Grazia used to go to press on Thursday, in time to hit the newsstands on Tuesday morning, but Bruton is pushing it back to Friday with increasing frequency to keep as up-to-date as possible. The magazine now has nine international editions with more launches planned in China and Australia. The Italian "motherbrand" even went under a redesign to emulate its British wunderkind. It recently won its 18th award, the Consumer Magazine of the Year at the Periodical Publishers Association's annual awards.

"Our readers have always demanded a real A-list agenda," she explains. "They don't want celebrities, they want stars: people who have got longevity, depth, talent, something about them." Attributing "depth" and "talent" to Victoria Beckham seems a little ambitious, but, says Bruton: "Women are fascinated by her."

Instead of slavishly chasing interviews with reluctant stars (though, of course, they do this, too), the Grazia team sets about digging up their own dirt, and uses paparazzi shots rather than posed photographs. "Victoria: jealous rows over other women" claims one cover line; "Jennifer: humiliated by sex scandal" reads another.

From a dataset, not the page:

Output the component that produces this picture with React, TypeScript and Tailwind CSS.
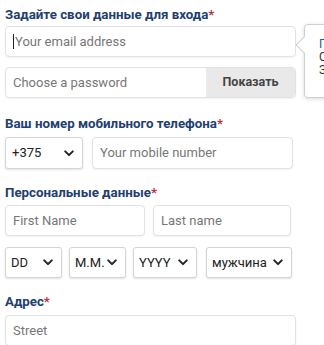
import React from 'react';

const Chevron = () => (
  <svg viewBox="0 0 12 8" className="w-[10px] h-[7px] shrink-0" fill="none" stroke="#222" strokeWidth="2.4" strokeLinecap="round" strokeLinejoin="round">
    <path d="M1.5 1.5 6 6l4.5-4.5" />
  </svg>
);

const Title = ({ text, className }: { text: string; className: string }) => (
  <div className={`text-[13.3px] leading-[17px] font-bold text-[#22406f] ${className}`}>
    {text}
    <span className="text-[#b9313a]">*</span>
  </div>
);

const Field = ({ placeholder, className }: { placeholder: string; className: string }) => (
  <div className={`h-[31px] flex items-center px-[7px] border border-[#e2e2e2] rounded-[4px] shadow-[0_1px_2px_rgba(0,0,0,0.06)] bg-white text-[13px] text-[#777] ${className}`}>
    {placeholder}
  </div>
);

const Select = ({ value, className }: { value: string; className: string }) => (
  <div className={`flex items-center justify-between pl-[5px] pr-[8px] border border-[#d4d4d4] rounded-[3px] shadow-[0_1px_2px_rgba(0,0,0,0.12)] bg-white text-[13px] text-[#222] ${className}`}>
    <span>{value}</span>
    <Chevron />
  </div>
);

export default function App() {
  return (
    <div className="relative w-[324px] h-[345px] overflow-hidden bg-white pl-[5px] font-['Roboto',sans-serif]">
      {/* login */}
      <Title text="Задайте свои данные для входа" className="pt-[6px] pb-[3px]" />
      <div className="h-[31px] w-[291px] flex items-center px-[7px] border border-[#e2e2e2] rounded-[4px] shadow-[0_1px_2px_rgba(0,0,0,0.06)] text-[13px] text-[#777]">
        <span className="w-px h-[15px] bg-[#222] mr-px" />
        Your email address
      </div>
      <div className="mt-[10px] h-[31px] w-[291px] flex border border-[#e2e2e2] rounded-[4px] shadow-[0_1px_2px_rgba(0,0,0,0.06)] text-[13px]">
        <div className="flex-1 flex items-center px-[7px] text-[#777]">Choose a password</div>
        <div className="w-[89px] flex items-center justify-center bg-[#e9e9e9] rounded-r-[4px] font-bold text-[12.5px] text-[#444]">Показать</div>
      </div>

      {/* phone */}
      <Title text="Ваш номер мобильного телефона" className="pt-[17px] pb-[5px]" />
      <div className="flex gap-[9px]">
        <Select value="+375" className="w-[78px] h-[32px] pl-[6px]" />
        <Field placeholder="Your mobile number" className="w-[201px] h-[32px]" />
      </div>

      {/* personal */}
      <Title text="Персональные данные" className="pt-[15px] pb-[4px]" />
      <div className="flex gap-[8px]">
        <Field placeholder="First Name" className="w-[140px]" />
        <Field placeholder="Last name" className="w-[138px]" />
      </div>
      <div className="mt-[11px] flex h-[31px]">
        <Select value="DD" className="w-[57px]" />
        <Select value="M.M." className="w-[57px] ml-[7px]" />
        <Select value="YYYY" className="w-[64px] ml-[7px]" />
        <Select value="мужчина" className="w-[86px] ml-[9px]" />
      </div>

      {/* address */}
      <Title text="Адрес" className="pt-[15px] pb-[5px]" />
      <Field placeholder="Street" className="w-[291px] h-[30px]" />

      {/* password hint tooltip */}
      <div className="absolute left-[304px] top-[24px] w-[160px] h-[74px] bg-white border border-[#cfcfcf] rounded-[4px] shadow-[0_1px_4px_rgba(0,0,0,0.15)] pl-[14px] pt-[13px] text-[12px] leading-[13px] text-[#333]">
        <div className="absolute -left-[7px] top-[14px] w-[12px] h-[12px] bg-white border-l border-b border-[#cfcfcf] rotate-45" />
        <div className="text-[#1f5a9c]">Пароль должен</div>
        <div>Содержать не менее</div>
        <div>Знаков</div>
      </div>
    </div>
  );
}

Are Bruton's subjects ever upset by the coverage? And is Grazia served a battery of legal writs each week? "Probably a lot less than most of the papers," claims Bruton. "We're not the News of the World. People aren't going to like what you write all of the time. But we're not bitchy, and we've got quite a positive attitude, I think."

How can a story detailing another woman's relationship hell be construed as positive? "Jennifer is a shorthand way of dealing with a lot of emotional subjects, because she's been through quite a lot publicly (much of it on the pages of Grazia). She's a trigger to talk about betrayal and being single at 39."

Bruton even claims Grazia has influence in political circles. "The fact that Cherie [Blair] comes to us to set the record straight, and the fact we did our political survey and Downing Street and Cameron's office were really, really interested in it, says a lot."